Okay, moving on with what I want to do with my life.
Some guy put this question in my ask.fm:
stop acting like not going to a 4 yr college makes you cool. it doesnt make you cool that youre like all ur friends who have applied to 4 yrs. stop acting like going to community is the better choice becuz it's cheaper. stop trying to make it sound better just becuz you cant get into a 4 yr yourself
I thought (and am thinking):
This guy obviously doesn't know me, he isn't my friend, and he has no sympathy or understanding of my personality. Of course, the social norm right now is that four-year college rocks, and that there's a general, subtle disdain for people who go to community college, even though it is financially smart to do community college.
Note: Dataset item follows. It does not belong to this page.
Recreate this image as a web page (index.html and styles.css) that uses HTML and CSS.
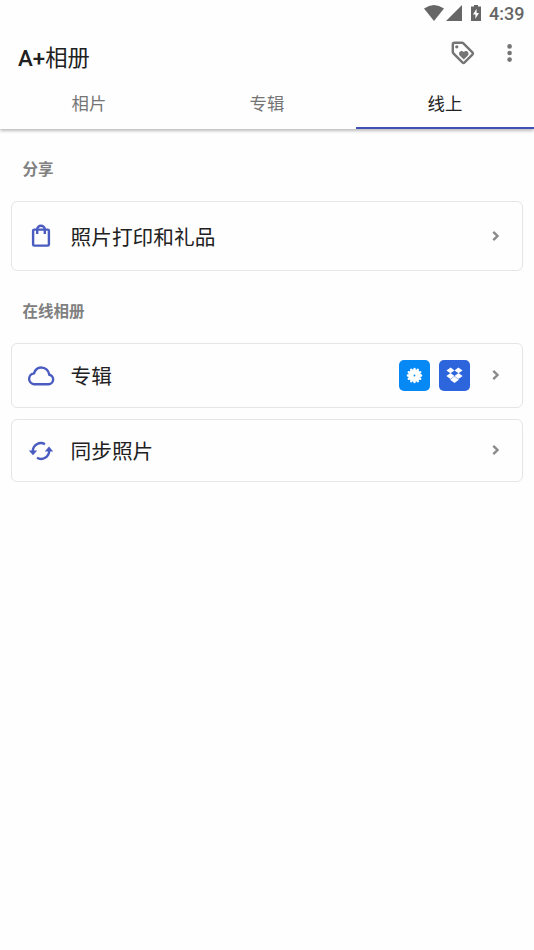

For me, I'm rather close friends with the top in my class, and other classes as well:
(Alex Tung, valedictorian. Not to mention Annie Semb, Jonah Morales, Nicholas Tu, Nevin Sarao, Kurtland Chua, Chanel Kim, Thomas Tran [projected valedictorian of c/o 2016], Donovan Childs [genius bear-armed man], you get the deal).
And then you have those who aren’t top in the class but are extremely intelligent and purpose-driven people.
For me, having a 3.72 cumulative GPA is sort of humbling in comparison to these geniuses who have cumulative GPA's of like 4.5 and what not. The only gem of genius I can bring to the table of my extremely high-minded social groups is my love for history. Sadly, history isn’t placed very high in importance, and that’s one reason why I believe that’s why humans screw up all the time (but that’s another post).
Furthermore, I’m a distance runner, and I play(ed) the violin. Distance running is usually seen as boring, because who wants to run around a track forever? Who wants to watch someone run around a track forever? If you’re in music, then you know that orchestra is super underrated too, while band always gets the recognition, the money, the cool and fun stuff. Bottom line: You can initially do more stuff with band instruments than you can with string instruments.
Continuing on, I want to do do law enforcement (federal, not state, although CHP doesn’t sound too bad either) because I posses a desire to serve justice and uphold what is right. This seems noble, but the population generally sees cops as tyrannical abusers of power, and hence don’t really like them because of it.
What I’m getting at is that the stuff I love doing and want to do is already looked down upon by some majority. I’m a minority in a lot of the things that define me. Community college among my friends is seen as a downgrade, and seen to others (according to my ask.fm inbox) as a sign of failure. I’m not as smart or as awesome as my valedictorian and sub-valedictorian companions, and hence less-likelier to get into college (I got rejected from all the four-years I applied to, haha). I like history (which no one likes). Distance running is seen as boring, orchestra isn’t as cool as band, and being a cop automatically inherits a label that entails all the contempt and fear in the world. And then I already believe in God, which implies all the crazy worldview stuff in which that there is one God and that all humans are sinful, and that Jesus came to live and die for humanity’s sins, and He rose again so that we can live for God and be with Him after we die.
Right now, I’m in the near worst-case scenario for just about everything. I like everything that no one does, I’m good at what no one else really cares about, and I live a life that no one really wants to live. But the saving grace, the silver lining, whatever-you-wanna-call-it, is that in all my life, I could’ve somehow wanted to do something else. But right now, my path in life has led me all the way to “I want to do police stuff, I want to run, I want to love God, I want to save money, etc.”
And through that, I have confidence that wherever I go and whatever I do, I’m going to do the right thing. (Yes I possess a generally-external locus of control in my worldview).